INFORMATION SUPPLIED
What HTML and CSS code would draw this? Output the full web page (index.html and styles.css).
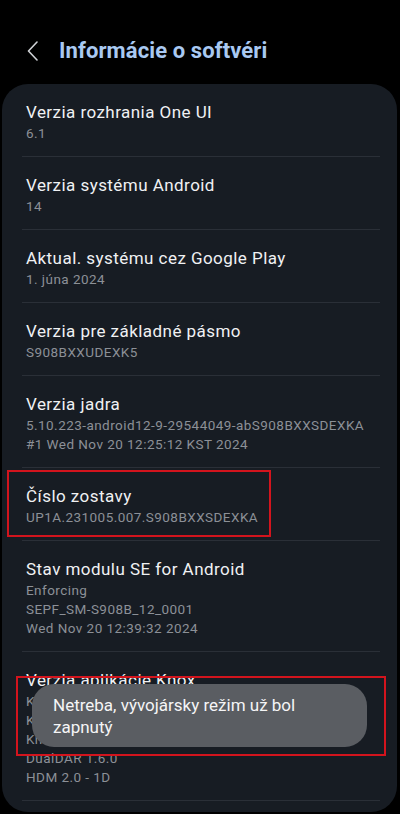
FILE: index.html
```html
<!DOCTYPE html>
<html>
<head>
    <meta charset="UTF-8">
    <meta name="viewport" content="width=device-width, initial-scale=1.0">
    <title>Informácie o softvéri</title>
    <link rel="stylesheet" href="styles.css">
</head>
<body>
    <header class="top-bar">
        <button class="back-btn" aria-label="Späť">
            <svg width="12" height="20" viewBox="0 0 12 20">
                <polyline points="10,1 1.5,10 10,19" fill="none" stroke="#cfd2d6" stroke-width="1.6" stroke-linecap="round" stroke-linejoin="round"/>
            </svg>
        </button>
        <h1 class="page-title">Informácie o softvéri</h1>
    </header>

    <div class="info-card">
        <div class="info-row">
            <div class="row-title">Verzia rozhrania One UI</div>
            <div class="row-value">6.1</div>
        </div>
        <div class="info-row">
            <div class="row-title">Verzia systému Android</div>
            <div class="row-value">14</div>
        </div>
        <div class="info-row">
            <div class="row-title">Aktual. systému cez Google Play</div>
            <div class="row-value">1. júna 2024</div>
        </div>
        <div class="info-row">
            <div class="row-title">Verzia pre základné pásmo</div>
            <div class="row-value">S908BXXUDEXK5</div>
        </div>
        <div class="info-row">
            <div class="row-title">Verzia jadra</div>
            <div class="row-value">5.10.223-android12-9-29544049-abS908BXXSDEXKA</div>
            <div class="row-value">#1 Wed Nov 20 12:25:12 KST 2024</div>
        </div>
        <div class="info-row">
            <div class="row-title">Číslo zostavy</div>
            <div class="row-value">UP1A.231005.007.S908BXXSDEXKA</div>
        </div>
        <div class="info-row">
            <div class="row-title">Stav modulu SE for Android</div>
            <div class="row-value">Enforcing</div>
            <div class="row-value">SEPF_SM-S908B_12_0001</div>
            <div class="row-value">Wed Nov 20 12:39:32 2024</div>
        </div>
        <div class="info-row">
            <div class="row-title">Verzia aplikácie Knox</div>
            <div class="row-value">Knox 3.10</div>
            <div class="row-value">Knox API level 37</div>
            <div class="row-value">Knox ML 1.5</div>
            <div class="row-value">DualDAR 1.6.0</div>
            <div class="row-value">HDM 2.0 - 1D</div>
        </div>
    </div>

    <!-- annotation boxes -->
    <div class="mark mark-build"></div>
    <div class="mark mark-toast"></div>

    <div class="toast">Netreba, vývojársky režim už bol zapnutý</div>
</body>
</html>
```

FILE: styles.css
```css
:root {
    --card-bg: #171c23;
    --divider: #2a2f37;
    --title-color: #f0f1f3;
    --value-color: #8c9097;
    --accent: #a9c9f2;
    --mark-red: #d3141d;
}

* {
    box-sizing: border-box;
    margin: 0;
    padding: 0;
}

body {
    width: 400px;
    height: 814px;
    overflow: hidden;
    position: relative;
    background-color: #000;
    font-family: Roboto, "Noto Sans", sans-serif;
}

.top-bar {
    height: 84px;
    padding: 18px 0 0 26px;
    display: flex;
    align-items: center;
}

.back-btn {
    width: 14px;
    height: 22px;
    display: flex;
    align-items: center;
    justify-content: center;
    background: none;
    border: none;
}

.page-title {
    margin-left: 19px;
    font-size: 22px;
    line-height: 22px;
    font-weight: 700;
    letter-spacing: 0.1px;
    color: var(--accent);
}

.info-card {
    margin: 0 3px 0 2px;
    padding: 0 17px 11px 20px;
    background-color: var(--card-bg);
    border-radius: 26px;
}

.info-row {
    padding: 16px 0 13px 4px;
    border-bottom: 1px solid var(--divider);
}

.row-title {
    font-size: 17px;
    line-height: 24px;
    letter-spacing: 0.45px;
    color: var(--title-color);
}

.row-value {
    font-size: 13.5px;
    line-height: 19px;
    letter-spacing: 0.45px;
    color: var(--value-color);
    white-space: nowrap;
}

.mark {
    position: absolute;
    border: 2px solid var(--mark-red);
}

.mark-build {
    left: 7px;
    top: 470px;
    width: 264px;
    height: 67px;
}

.mark-toast {
    left: 16px;
    top: 676px;
    width: 370px;
    height: 80px;
}

.toast {
    position: absolute;
    left: 32px;
    top: 684px;
    width: 335px;
    height: 63px;
    padding: 10px 40px 0 21px;
    background-color: #5a5d62;
    border-radius: 22px;
    font-size: 17px;
    line-height: 22px;
    color: #f5f5f6;
}
```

EXERCISE OBJECTIVE
Reproduce the full material exactly, excluding the pictures.

ANSWER TO THE TASK
What HTML and CSS code would draw this? Output the full web page (index.html and styles.css).
FILE: index.html
```html
<!DOCTYPE html>
<html>
<head>
    <meta charset="UTF-8">
    <meta name="viewport" content="width=device-width, initial-scale=1.0">
    <title>Informácie o softvéri</title>
    <link rel="stylesheet" href="styles.css">
</head>
<body>
    <header class="top-bar">
        <button class="back-btn" aria-label="Späť">
            <svg width="12" height="20" viewBox="0 0 12 20">
                <polyline points="10,1 1.5,10 10,19" fill="none" stroke="#cfd2d6" stroke-width="1.6" stroke-linecap="round" stroke-linejoin="round"/>
            </svg>
        </button>
        <h1 class="page-title">Informácie o softvéri</h1>
    </header>

    <div class="info-card">
        <div class="info-row">
            <div class="row-title">Verzia rozhrania One UI</div>
            <div class="row-value">6.1</div>
        </div>
        <div class="info-row">
            <div class="row-title">Verzia systému Android</div>
            <div class="row-value">14</div>
        </div>
        <div class="info-row">
            <div class="row-title">Aktual. systému cez Google Play</div>
            <div class="row-value">1. júna 2024</div>
        </div>
        <div class="info-row">
            <div class="row-title">Verzia pre základné pásmo</div>
            <div class="row-value">S908BXXUDEXK5</div>
        </div>
        <div class="info-row">
            <div class="row-title">Verzia jadra</div>
            <div class="row-value">5.10.223-android12-9-29544049-abS908BXXSDEXKA</div>
            <div class="row-value">#1 Wed Nov 20 12:25:12 KST 2024</div>
        </div>
        <div class="info-row">
            <div class="row-title">Číslo zostavy</div>
            <div class="row-value">UP1A.231005.007.S908BXXSDEXKA</div>
        </div>
        <div class="info-row">
            <div class="row-title">Stav modulu SE for Android</div>
            <div class="row-value">Enforcing</div>
            <div class="row-value">SEPF_SM-S908B_12_0001</div>
            <div class="row-value">Wed Nov 20 12:39:32 2024</div>
        </div>
        <div class="info-row">
            <div class="row-title">Verzia aplikácie Knox</div>
            <div class="row-value">Knox 3.10</div>
            <div class="row-value">Knox API level 37</div>
            <div class="row-value">Knox ML 1.5</div>
            <div class="row-value">DualDAR 1.6.0</div>
            <div class="row-value">HDM 2.0 - 1D</div>
        </div>
    </div>

    <!-- annotation boxes -->
    <div class="mark mark-build"></div>
    <div class="mark mark-toast"></div>

    <div class="toast">Netreba, vývojársky režim už bol zapnutý</div>
</body>
</html>
```

FILE: styles.css
```css
:root {
    --card-bg: #171c23;
    --divider: #2a2f37;
    --title-color: #f0f1f3;
    --value-color: #8c9097;
    --accent: #a9c9f2;
    --mark-red: #d3141d;
}

* {
    box-sizing: border-box;
    margin: 0;
    padding: 0;
}

body {
    width: 400px;
    height: 814px;
    overflow: hidden;
    position: relative;
    background-color: #000;
    font-family: Roboto, "Noto Sans", sans-serif;
}

.top-bar {
    height: 84px;
    padding: 18px 0 0 26px;
    display: flex;
    align-items: center;
}

.back-btn {
    width: 14px;
    height: 22px;
    display: flex;
    align-items: center;
    justify-content: center;
    background: none;
    border: none;
}

.page-title {
    margin-left: 19px;
    font-size: 22px;
    line-height: 22px;
    font-weight: 700;
    letter-spacing: 0.1px;
    color: var(--accent);
}

.info-card {
    margin: 0 3px 0 2px;
    padding: 0 17px 11px 20px;
    background-color: var(--card-bg);
    border-radius: 26px;
}

.info-row {
    padding: 16px 0 13px 4px;
    border-bottom: 1px solid var(--divider);
}

.row-title {
    font-size: 17px;
    line-height: 24px;
    letter-spacing: 0.45px;
    color: var(--title-color);
}

.row-value {
    font-size: 13.5px;
    line-height: 19px;
    letter-spacing: 0.45px;
    color: var(--value-color);
    white-space: nowrap;
}

.mark {
    position: absolute;
    border: 2px solid var(--mark-red);
}

.mark-build {
    left: 7px;
    top: 470px;
    width: 264px;
    height: 67px;
}

.mark-toast {
    left: 16px;
    top: 676px;
    width: 370px;
    height: 80px;
}

.toast {
    position: absolute;
    left: 32px;
    top: 684px;
    width: 335px;
    height: 63px;
    padding: 10px 40px 0 21px;
    background-color: #5a5d62;
    border-radius: 22px;
    font-size: 17px;
    line-height: 22px;
    color: #f5f5f6;
}
```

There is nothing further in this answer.